1. Peregrine Bertie, 11th Lord Willoughby d’Eresby (1535–1601), Warden of the English East March and Governor of Berwick from 1598 till his death, is commemorated in the old ballad as

“… the brave Lord Willoughby, who is both fierce and fell,

He will not give one inch of ground for all the devils in hell.”

A renowned military leader and splendid swordsman, Willoughby was slightly less of an aristocrat than his name and tide suggest. He was the legitimate son of Baroness Willoughby and her gentleman-usher (whose father had been master-mason of Winchester Cathedral) and “could not brook the obsequiousness and assiduity of the court” hi his own words, Willoughby was “none of the reptilia”.

2. He was not elected, but attracted some enthusiastic supporters, who greeted his platform appearances with cries of “Git the spurs oot and let’s git crackin’”.
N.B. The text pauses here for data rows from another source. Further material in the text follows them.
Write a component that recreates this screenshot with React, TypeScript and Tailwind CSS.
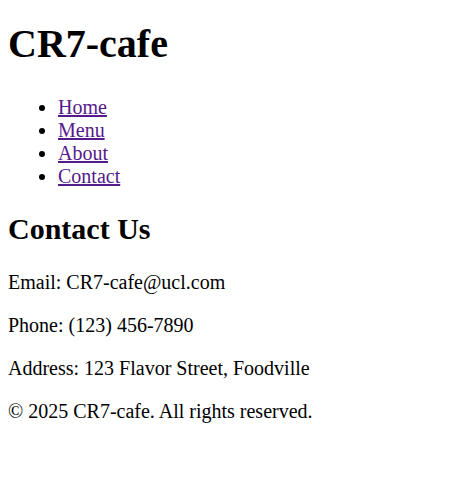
export default function App() {
  return (
    <div className="bg-white text-black px-[8px] pt-[1px] text-[20px] leading-[23px] font-['Liberation_Serif','Times_New_Roman',serif]">
      <header>
        <h1 className="text-[40px] leading-[46px] font-bold mt-[20px] mb-[29px]">CR7-cafe</h1>
        <nav>
          <ul className="list-disc pl-[50px] my-[20px]">
            <li><a href="#" className="underline text-[#551a8b]">Home</a></li>
            <li><a href="#" className="underline text-[#551a8b]">Menu</a></li>
            <li><a href="#" className="underline text-[#551a8b]">About</a></li>
            <li><a href="#" className="underline text-[#551a8b]">Contact</a></li>
          </ul>
        </nav>
      </header>
      <main>
        <section>
          <h2 className="text-[30px] leading-[34px] font-bold mt-[24px] mb-[25px]">Contact Us</h2>
          <p className="my-[20px]">Email: CR7-cafe@ucl.com</p>
          <p className="my-[20px]">Phone: (123) 456-7890</p>
          <p className="my-[20px]">Address: 123 Flavor Street, Foodville</p>
        </section>
      </main>
      <footer>
        <p className="my-[20px]">© 2025 CR7-cafe. All rights reserved.</p>
      </footer>
    </div>
  );
}
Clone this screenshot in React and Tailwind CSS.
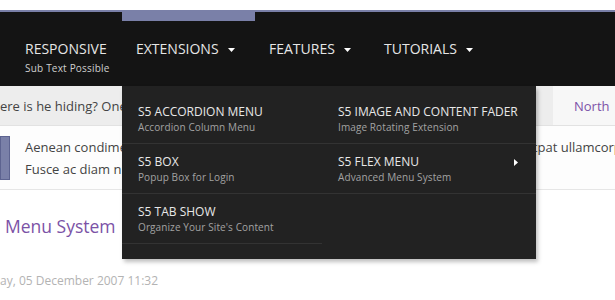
const font = { fontFamily: "'Open Sans', 'Noto Sans', sans-serif" };

function Caret() {
  return (
    <svg width="7" height="4" viewBox="0 0 7 4" className="ml-[9px] mt-[1px]">
      <path d="M0 0 L7 0 L3.5 4 Z" fill="#ffffff" />
    </svg>
  );
}

function NavItem({ label, sub, caret, active, width }) {
  if (active) {
    return (
      <div className={`${width} -mt-[2px] border-t-[11px] border-[#7a80a8] pt-[19px] pl-[14px]`}>
        <div className="flex items-center text-[14px] leading-[18px] text-[#e6e6e6]">
          {label}
          {caret && <Caret />}
        </div>
      </div>
    );
  }

  return (
    <div className={`${width} pt-[28px] pl-[14px]`}>
      <div className="flex items-center text-[14px] leading-[18px] text-[#e6e6e6]">
        {label}
        {caret && <Caret />}
      </div>
      {sub && (
        <div className="mt-[3px] text-[10px] leading-[14px] tracking-[0.2px] text-[#cfcfcf]">
          {sub}
        </div>
      )}
    </div>
  );
}

function MenuEntry({ title, sub, arrow, last }) {
  return (
    <div className={`relative h-[50px] pl-[16px] pt-[9px] ${last ? "" : "border-b border-[#333333]"}`}>
      <div className="text-[12px] leading-[18px] text-[#e8e8e8]">{title}</div>
      <div className="text-[10px] leading-[12px] tracking-[0.1px] text-[#a3a3a3]">{sub}</div>
      {arrow && (
        <svg width="4" height="7" viewBox="0 0 4 7" className="absolute right-[18px] top-[15px]">
          <path d="M0 0 L4 3.5 L0 7 Z" fill="#ffffff" />
        </svg>
      )}
    </div>
  );
}

export default function App() {
  return (
    <div className="relative w-[615px] h-[300px] overflow-hidden bg-white" style={font}>

      <div className="h-[10px] bg-white" />

      <div className="flex h-[76px] border-t-2 border-[#7a80a8] bg-[#141414] pl-[11px]">
        <NavItem label="RESPONSIVE" sub="Sub Text Possible" width="w-[111px]" />
        <NavItem label="EXTENSIONS" caret active width="w-[133px]" />
        <NavItem label="FEATURES" caret width="w-[115px]" />
        <NavItem label="TUTORIALS" caret width="w-[120px]" />
      </div>

      <div className="flex h-[40px] border-b border-[#e2e2e2] bg-[#ededed]">
        <div className="min-w-0 flex-1 whitespace-nowrap overflow-hidden pt-[10px] text-[13px] leading-[20px] text-[#444444]">
          ere is he hiding? One of the new sites is in the header
        </div>
        <div className="w-[62px] shrink-0 bg-[#f7f7f7] pl-[21px] pt-[10px] text-[13px] leading-[20px] text-[#7d52a8]">
          North
        </div>
      </div>

      <div className="flex h-[64px] border-b border-[#e6e6e6] bg-[#fdfdfd] pt-[10px]">
        <div className="h-[44px] w-[10px] shrink-0 border border-[#5d6390] bg-[#7a80a8]" />
        <div className="min-w-0 flex-1 overflow-hidden pl-[15px] text-[13px] leading-[22px] text-[#444444]">
          <div className="whitespace-nowrap">Aenean condimentum lorem sit amet ultrices nec, tincidunt a lacinia sed, quis a volutpat ullamcorper</div>
          <div className="whitespace-nowrap">Fusce ac diam nisl vitae</div>
        </div>
      </div>

      <div className="pl-[5px] pt-[22px] text-[17.5px] leading-[28px] text-[#7b52a6]">
        Menu System
      </div>

      <div className="pt-[33px] text-[12px] leading-[16px] text-[#b3b3b3]">
        ay, 05 December 2007 11:32
      </div>

      <div className="absolute left-[122px] top-[86px] flex h-[173px] w-[414px] bg-[#222222] pt-[8px] shadow-[2px_3px_4px_rgba(0,0,0,0.25)]">
        <div className="w-[200px]">
          <MenuEntry title="S5 ACCORDION MENU" sub="Accordion Column Menu" />
          <MenuEntry title="S5 BOX" sub="Popup Box for Login" />
          <MenuEntry title="S5 TAB SHOW" sub="Organize Your Site's Content" />
        </div>
        <div className="w-[214px]">
          <MenuEntry title="S5 IMAGE AND CONTENT FADER" sub="Image Rotating Extension" />
          <MenuEntry title="S5 FLEX MENU" sub="Advanced Menu System" arrow />
        </div>
      </div>

    </div>
  );
}
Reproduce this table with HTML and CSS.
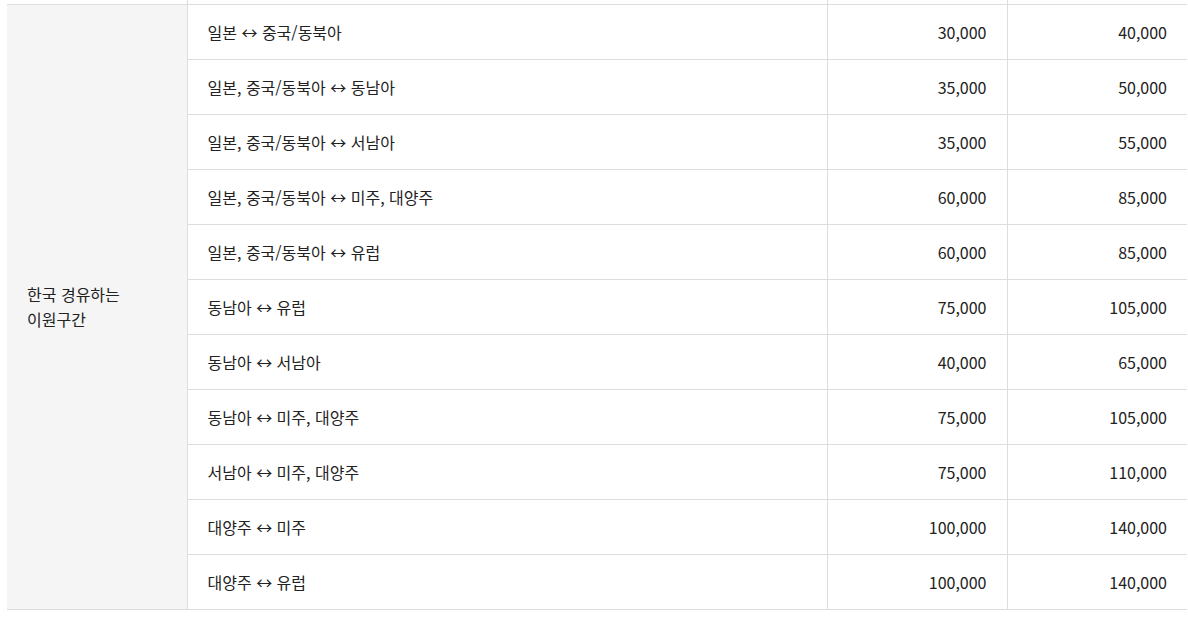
FILE: index.html
```html
<!DOCTYPE html>
<html lang="ko">
<head>
  <meta charset="UTF-8">
  <title>구간별 요금</title>
  <link rel="stylesheet" href="styles.css">
</head>
<body>
  <div class="wrapper">
    <table class="fare-table">
      <colgroup>
        <col class="col-area">
        <col class="col-route">
        <col class="col-fare">
        <col class="col-fare">
      </colgroup>
      <tbody>
        <tr class="cut-row">
          <td class="edge"></td><td></td><td></td><td></td>
        </tr>
        <tr>
          <th class="area edge" rowspan="11">한국 경유하는<br>이원구간</th>
          <td class="route">일본 ↔ 중국/동북아</td>
          <td class="num">30,000</td>
          <td class="num">40,000</td>
        </tr>
        <tr>
          <td class="route">일본, 중국/동북아 ↔ 동남아</td>
          <td class="num">35,000</td>
          <td class="num">50,000</td>
        </tr>
        <tr>
          <td class="route">일본, 중국/동북아 ↔ 서남아</td>
          <td class="num">35,000</td>
          <td class="num">55,000</td>
        </tr>
        <tr>
          <td class="route">일본, 중국/동북아 ↔ 미주, 대양주</td>
          <td class="num">60,000</td>
          <td class="num">85,000</td>
        </tr>
        <tr>
          <td class="route">일본, 중국/동북아 ↔ 유럽</td>
          <td class="num">60,000</td>
          <td class="num">85,000</td>
        </tr>
        <tr>
          <td class="route">동남아 ↔ 유럽</td>
          <td class="num">75,000</td>
          <td class="num">105,000</td>
        </tr>
        <tr>
          <td class="route">동남아 ↔ 서남아</td>
          <td class="num">40,000</td>
          <td class="num">65,000</td>
        </tr>
        <tr>
          <td class="route">동남아 ↔ 미주, 대양주</td>
          <td class="num">75,000</td>
          <td class="num">105,000</td>
        </tr>
        <tr>
          <td class="route">서남아 ↔ 미주, 대양주</td>
          <td class="num">75,000</td>
          <td class="num">110,000</td>
        </tr>
        <tr>
          <td class="route">대양주 ↔ 미주</td>
          <td class="num">100,000</td>
          <td class="num">140,000</td>
        </tr>
        <tr>
          <td class="route">대양주 ↔ 유럽</td>
          <td class="num">100,000</td>
          <td class="num">140,000</td>
        </tr>
      </tbody>
    </table>
  </div>
</body>
</html>
```

FILE: styles.css
```css
body {
  margin: 0;
  padding: 0 1px 0 7px;
  background: #fff;
  color: #222;
  font-family: "Noto Sans CJK KR", "Noto Sans", sans-serif;
  font-size: 16px;
}

.wrapper {
  width: 1180px;
}

.fare-table {
  width: 100%;
  border-collapse: collapse;
  table-layout: fixed;
}

.col-area {
  width: 180px;
}

.col-route {
  width: 640px;
}

.col-fare {
  width: 180px;
}

.fare-table th,
.fare-table td {
  border-top: 1px solid #ddd;
  border-bottom: 1px solid #ddd;
  border-left: 1px solid #ddd;
  height: 55px;
  padding: 0 20px;
  line-height: 25px;
  font-weight: normal;
  vertical-align: middle;
  box-sizing: border-box;
}

.fare-table .route,
.fare-table .num {
  padding-top: 2px;
}

.fare-table .edge {
  border-left: none;
}

.fare-table .cut-row td {
  height: 4px;
  border-top: none;
  padding: 0;
}

.area {
  background: #f5f5f5;
  text-align: left;
}

.route {
  text-align: left;
}

.num {
  text-align: right;
}
```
3. Hobbie (Halbert) Noble figures in two of the best-known Border ballads. In one he is a rescuer of Jock of the Side from Newcastle prison; the second ballad describes Hobbie’s own betrayal by one Simon Armstrong of the Mains to the English authorities. According to both ballads he was a Bewcastle man, outlawed for his crimes, and living with the Liddesdale Armstrongs. In fact there was a “Hobbe Noble” living in Bewcastle with others of his own surname and with the English Nixons in 1583 (Musgrave’s list); he may be the famous reiver of the ballads, since he was contemporary with Jock Armstrong of the Side, and with several Simon Armstrongs. But there is no record of his being outlawed, or going to Scotland, although it is interesting to note that the Nobles, English in 1583, were being referred to by 1596 as “leige subjects of Scotland”.

4. Among the modern poets who were touched by the spirit of the Border ballads, Kipling is foremost. And possibly a poetic gift may be inherited across the centuries—it is at least interesting that one of the greatest poets of the twentieth century was an Eliot.